Eso fue lo que hizo Adolf Hitler en el pasado y lo que está haciendo ahora Vladímir Putin, quien amenaza a la humanidad entera con la destrucción atómica. Pocas veces ha estado la humanidad en un brete similar. La última vez fue cuando, fascinado por Fidel Castro (que, para parafrasear a Edmundo Chirinos, era psicópata y psicopatógeno; es decir, estaba loco y tenía una capacidad insólita de volver locos a los demás); Nikita Kruschev autorizó que se desplegaran cohetes con bombas nucleares en Cuba. Por fortuna para la humanidad, Kruschev fue apaciguado (y poco después depuesto) por el liderazgo del Partido Comunista de la URSS, que era más poderoso que él y pensaba mejor.
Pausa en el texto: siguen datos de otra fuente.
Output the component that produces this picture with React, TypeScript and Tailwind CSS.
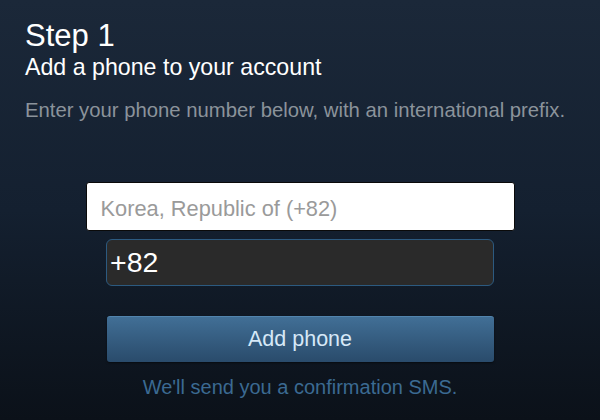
export default function App() {
  return (
    <div className="w-[600px] h-[420px] overflow-hidden bg-gradient-to-b from-[#1b2839] via-[#142030] to-[#0b1119] px-[25px] pt-[18px] font-['Liberation_Sans',Arial,sans-serif]">
      <h1 className="text-[31px] leading-[35px] text-white">Step 1</h1>
      <h2 className="text-[23.2px] leading-[28px] text-white">Add a phone to your account</h2>
      <p className="mt-[17px] text-[20.3px] leading-[24px] text-[#8b939b]">
        Enter your phone number below, with an international prefix.
      </p>

      <div className="mt-[60px] flex flex-col items-center">
        <input
          type="text"
          placeholder="Korea, Republic of (+82)"
          className="w-[429px] h-[49px] rounded-[3px] border border-[#0a0a0a] bg-white pl-[14px] pt-[4px] text-[21.8px] text-black outline-none placeholder:text-[#9a9a9a]"
        />
        <input
          type="text"
          defaultValue="+82"
          className="mt-[8px] w-[388px] h-[47px] rounded-[6px] border-[1.5px] border-[#2c5a80] bg-[#2a2a2a] pl-[3px] text-[28.5px] text-white outline-none"
        />
        <button className="mt-[30px] w-[387px] h-[46px] rounded-[3px] border-t border-[#5284ad] bg-gradient-to-b from-[#416f96] to-[#2a4b6b] text-[21.5px] text-[#d6e8f7] shadow-[0_1px_2px_rgba(0,0,0,0.5)]">
          Add phone
        </button>
        <p className="mt-[13px] text-[20px] leading-[24px] text-[#3b6a92]">We'll send you a confirmation SMS.</p>
      </div>
    </div>
  );
}
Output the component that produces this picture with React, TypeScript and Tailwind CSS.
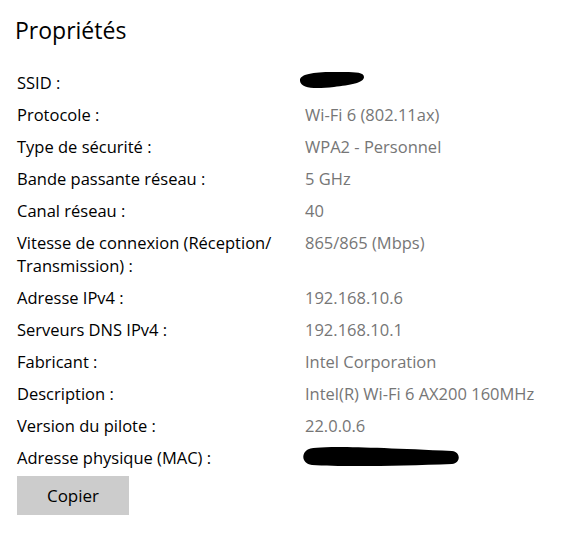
import React from "react";

type Row = {
  label: string;
  value?: string;
  hidden?: "ssid" | "mac";
};

const rows: Row[] = [
  { label: "SSID :", hidden: "ssid" },
  { label: "Protocole :", value: "Wi-Fi 6 (802.11ax)" },
  { label: "Type de sécurité :", value: "WPA2 - Personnel" },
  { label: "Bande passante réseau :", value: "5 GHz" },
  { label: "Canal réseau :", value: "40" },
  {
    label: "Vitesse de connexion (Réception/ Transmission) :",
    value: "865/865 (Mbps)",
  },
  { label: "Adresse IPv4 :", value: "192.168.10.6" },
  { label: "Serveurs DNS IPv4 :", value: "192.168.10.1" },
  { label: "Fabricant :", value: "Intel Corporation" },
  { label: "Description :", value: "Intel(R) Wi-Fi 6 AX200 160MHz" },
  { label: "Version du pilote :", value: "22.0.0.6" },
  { label: "Adresse physique (MAC) :", hidden: "mac" },
];

// marker strokes hiding the SSID / MAC values
function Scribble({ kind }: { kind: "ssid" | "mac" }) {
  if (kind === "ssid") {
    return (
      <svg width="70" height="20" viewBox="0 0 70 20" className="block -ml-[7px]">
        <path
          d="M2 10 C1 3 16 1 34 1 C52 1 66 0 66 6 C66 12 52 14 36 16 C18 18 3 18 2 10 Z"
          fill="#000"
        />
      </svg>
    );
  }
  return (
    <svg width="160" height="22" viewBox="0 0 160 22" className="block -ml-[3px]">
      <path
        d="M5 4 C12 -1 60 1 150 5 C159 6 159 17 150 18 C100 20 40 21 10 19 C0 18 -1 8 5 4 Z"
        fill="#000"
      />
    </svg>
  );
}

export default function App() {
  return (
    <div
      className="w-[568px] h-[536px] bg-white text-black overflow-hidden"
      style={{ fontFamily: '"Segoe UI", "Open Sans", sans-serif' }}
    >
      <h1 className="pl-[15px] pt-[14px] text-[23px] leading-[32px] font-normal">
        Propriétés
      </h1>

      <div className="mt-[25px] pl-[17px] flex flex-col gap-[9px] text-[16.5px] leading-[23px]">
        {rows.map((row) => (
          <div key={row.label} className="grid grid-cols-[288px_1fr]">
            <div className="pr-4">{row.label}</div>
            <div className="text-[#767676]">
              {row.hidden ? <Scribble kind={row.hidden} /> : row.value}
            </div>
          </div>
        ))}
      </div>

      <div className="pl-[17px] mt-[7px]">
        <button className="w-[112px] h-[39px] bg-[#cccccc] text-[17px] text-black">
          Copier
        </button>
      </div>
    </div>
  );
}
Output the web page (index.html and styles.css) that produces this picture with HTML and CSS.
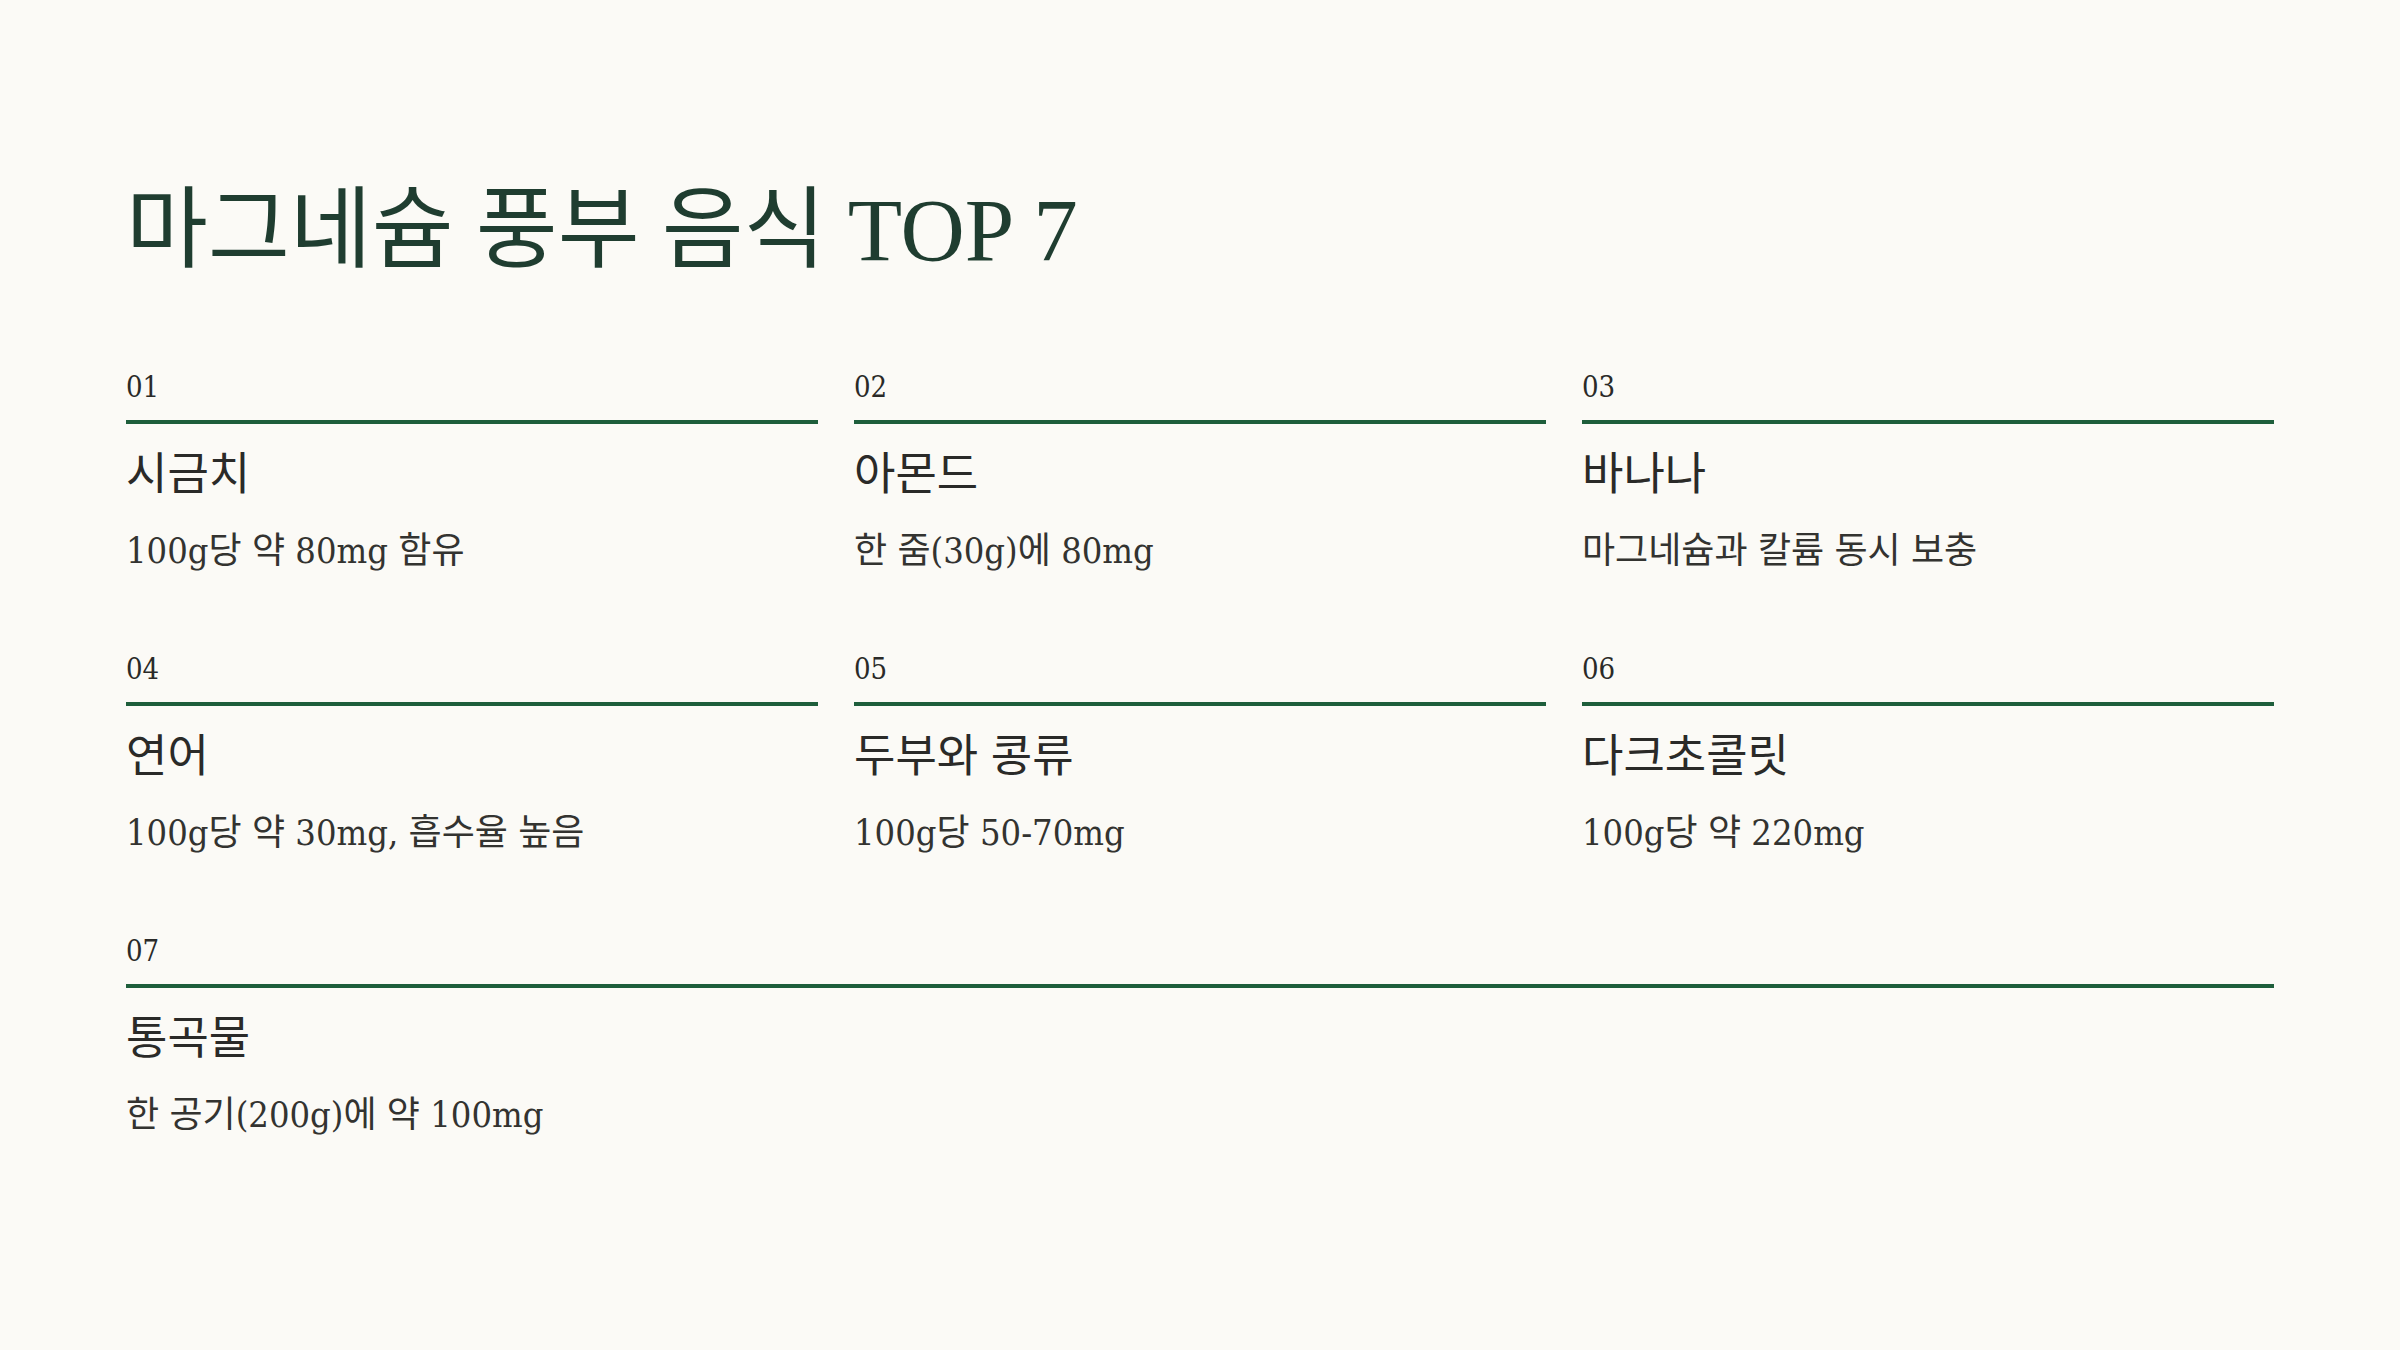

Si no, quién sabe.
El problema es que ahora en Rusia no hay estructura política ni persona alguna que pueda contradecir, apaciguar y mucho menos deponer a Vladímir Putin. De nuevo la humanidad tiene que vérselas con un político dominado por un mito propio: una visión zarista y decimonónica de Rusia, quien además tiene en sus manos el poder de armas atómicas, más allá de las necesarias para destruir la vida. El comunismo soviético murió en 1989, pero al parecer sus formas continúan intactas. Si lo sabremos nosotros, los venezolanos.
Esperemos que sea tan solo una helada fuera de ciclo y ese invierno termine de una buena vez. La primavera está aquí y la gente quiere celebrar la vida.